You could reply something like this:

Yes, associating each subset of the integers with its size would be an example of a function. And, in fact this does not just work for the integers but for all the subsets of any set. But note that to do it really for all sets would cause some problems as "the set of all sets" is a problematic notion. However, this does not really concern us here and it goes a bit beyond our current scope, but we can discuss it after the class if you like.

What I feel is key is to give some clear positive feedback, whence the "yes" at the start (leaving it out the reply could come over as "While something similar is true, what you said was wrong.") It was a good idea, and this should be made clear. But I feel it is also important not to say something false.

Generally, in such a situation I try to turn what the student said into something that is right, and only mention the need for a correction or addition in passing or indirectly.

Answer 2

A function is a "weird" thing. You must emphasize this first, if you are to explain functions. My example is a function is an oven: you take milk, baking soda, flour, etc. and you make biscuits. The function is that you take those input variables (milk, baking soda, flour, etc,) and do something with them and out comes a biscuit (something that is not the sum of its parts)!

A problem I see of many high school curricula, is that a function is taught as an explicit function, i.e. $y = f(x) =ax + b$ where you simply put in the value of $x$ and you get the function's value. Even worse, I see that a function is taught as $y = f(x)$--which, while it serves the purpose of the objectives, is not what a function is!

Answer 3

This kind of interaction is one reason why I'm personally not fond of the classroom pattern of presenting examples first, and then prompting students to intuit the definition as an exercise (perhaps this a pedagogical anti-pattern?). The one advantage to that approach that I can think of is that it somewhat resembles the investigatory practices of mathematicians; but even then you're more frequently working with pre-existing definitions. A major downside is that you're spending lots of time on an exercise that confuses students as to what end-goal of the course is; likely they are not going to be given assignments or tests that ask them to invent new mathematical definitions.

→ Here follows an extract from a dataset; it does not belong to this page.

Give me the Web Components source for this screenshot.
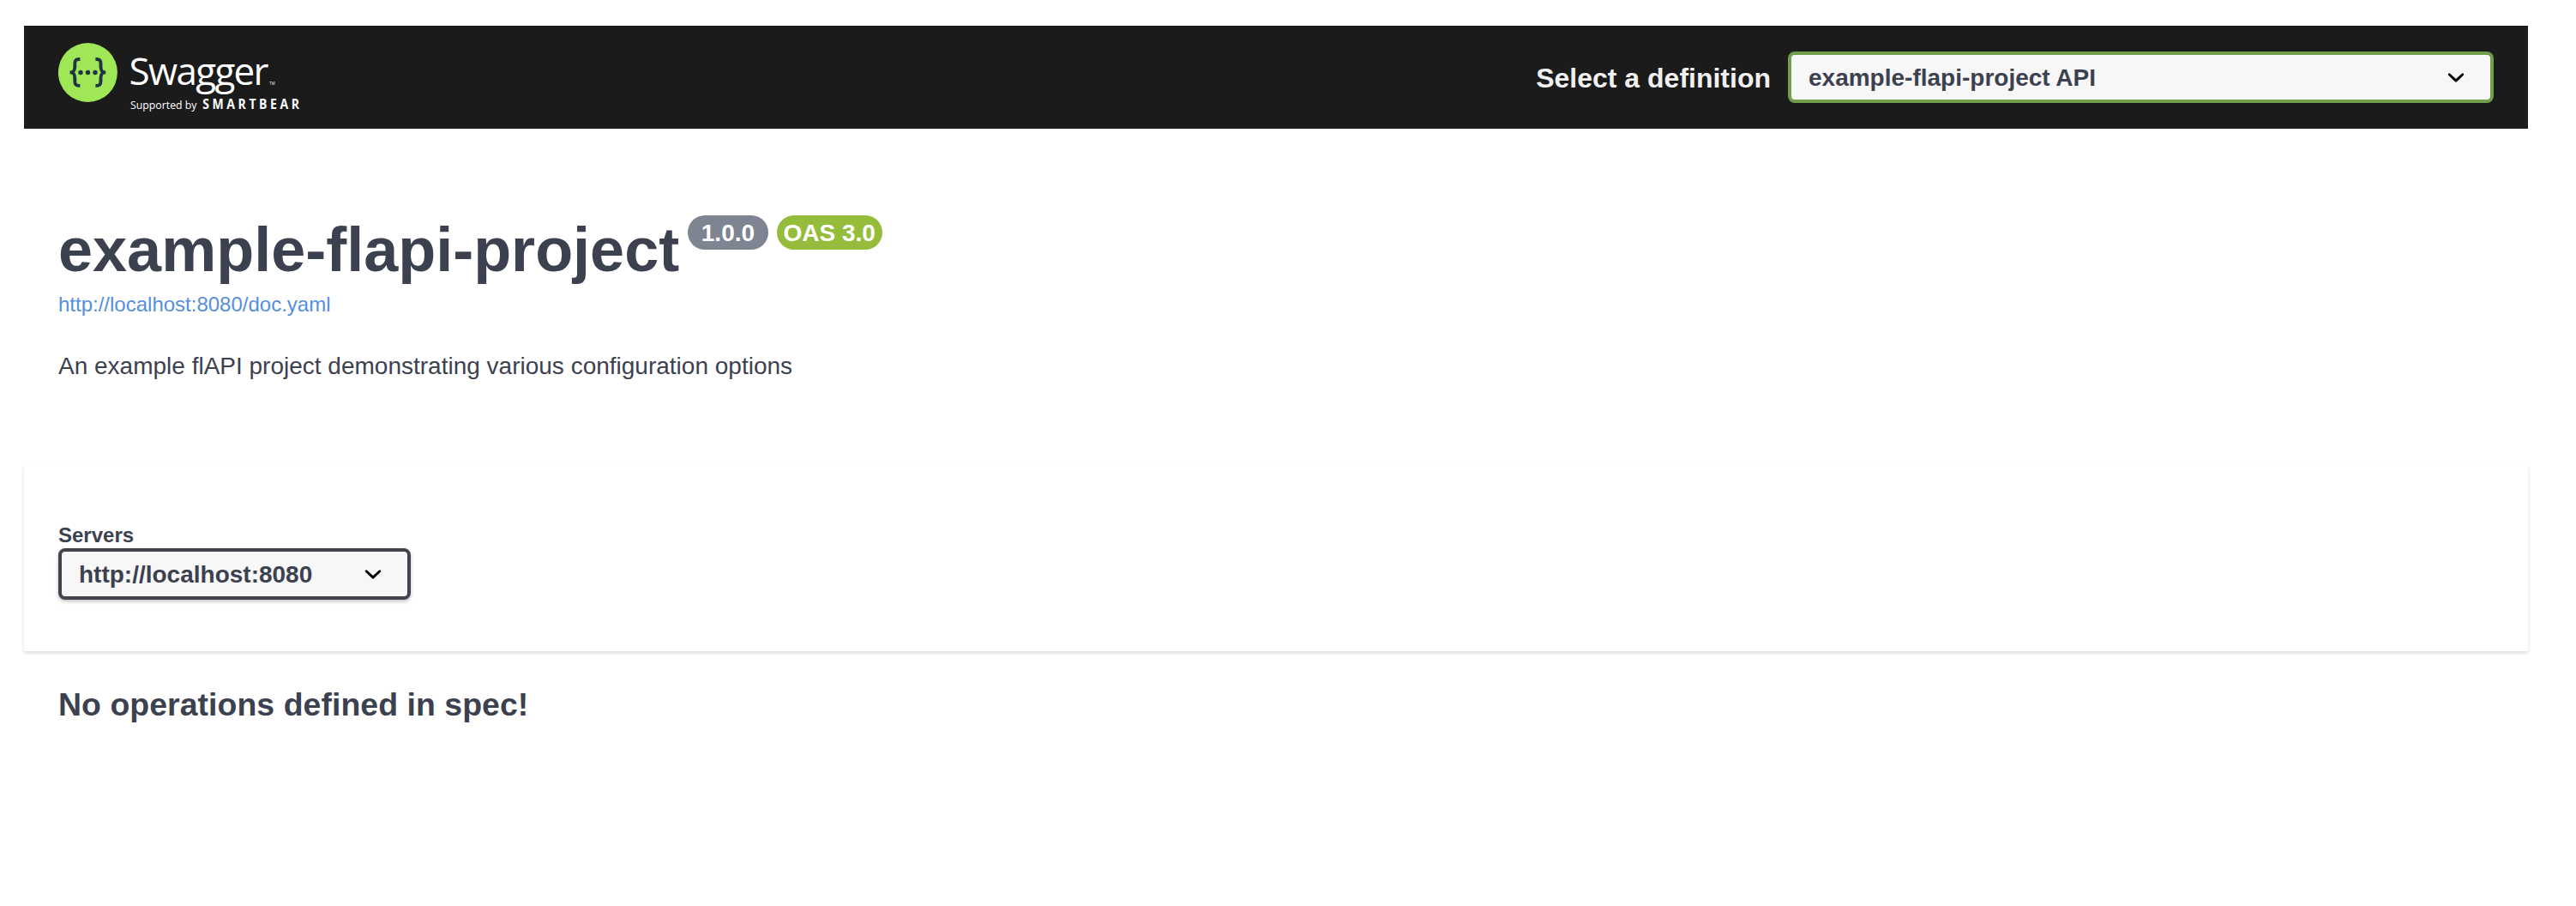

I would recommend avoiding these situations entirely by simply presenting the definitions (to some workable level of formality) as the very first thing in a presentation; and then subsequently exploring motivations, affirmative and negative examples, patterns and theorems around those constructs, etc. Advantages:

1. It maximizes the time that the proper definition is hitting the students' visual receptors.
2. It models professional mathematical practice of laying out definitions first by fiat in a paper, and then exploring their ramifications.
3. It avoids the frustration and confusion of students thinking that maybe the primary activity they'll be responsible for is creating new definitions.
4. It permits more time on questions and skills that students will be responsible for; like recognizing what entities do and do not qualify for that definition, resulting theorems, proofs, applications, etc.

Now, I will say that one of my most memorable classes in my undergraduate program was the day in senior-level intro to analysis when the professor challenged us to precisely describe what it means for a function to be continuous. That was a useful exploration of the possible pitfalls, for which all the parts of the epsilon-delta definition really are required. But: We all actually had seen the formal definition prior to this. And I don't think it would be a good use of time to do that every day. Usually, my recollection as a student is to be very frustrated and feel like it was a waste to be spending time on examples or being asked for speculate on answers before a definition-of-terms was presented for the topic in question. Most of the time it really feels like flailing around to no good purpose.

Coincidentally, I was just at an academic conference a few days ago where this happened in numerous sessions -- presenters wanted to do a "think-pair-share" exercise before presenting their findings, and in most cases there was an interesting pushback from the professional academic audience. One attendee said, "You're the expert, I'd prefer to spend more time hearing from you", which I think is a cogent analysis.

Answer 4

Most of the time, technical considerations are what allow us to make our ideas more general. For example, the radial definition of a circle allows us to consider "circles" in generalized metric spaces, while the less technical "round and symmetric" definition does not. For the theory to be unable to capture the ideas in full generality, as with functions, is very rare. When this happens, it is usually due to technical reasons that can be sidestepped with even more technical constructions.

For a function that takes sets as inputs, here are some ways to do so:

1. Considering a function which maps a set to it's size is fine, as you can always consider a set of finite sets. We can even allow the set of all finite sets to be a set, or even the set of all countable sets to be a set! As long as there is a set that is larger in size than the sets we are considering, it's just fine.

2. Even when we actually want a function whose domain is any set (no matter how large), we still have a trick to talk about them. They are called class functions, and can be formally expressed through formulae. For example, if we want to talk about the function $a \to \{a\}$, we can let the formula $"\phi(a)" =\ " \exists_{x}x=\{a\}"$. Then, if we want to say $\phi(a)=\{\varnothing\}$, we would just substitute $\exists_{x}x=\{a\}$ for $\phi(a)$, to get "$\exists_{x}x=\{a\}\wedge x=\{\varnothing\}$". Thus we can always talk about these functions even if they aren't sets.

3. While I am not sure how suitable such theories are to actually doing mathematics, there are "weak" set theories where the set of all sets is also a set!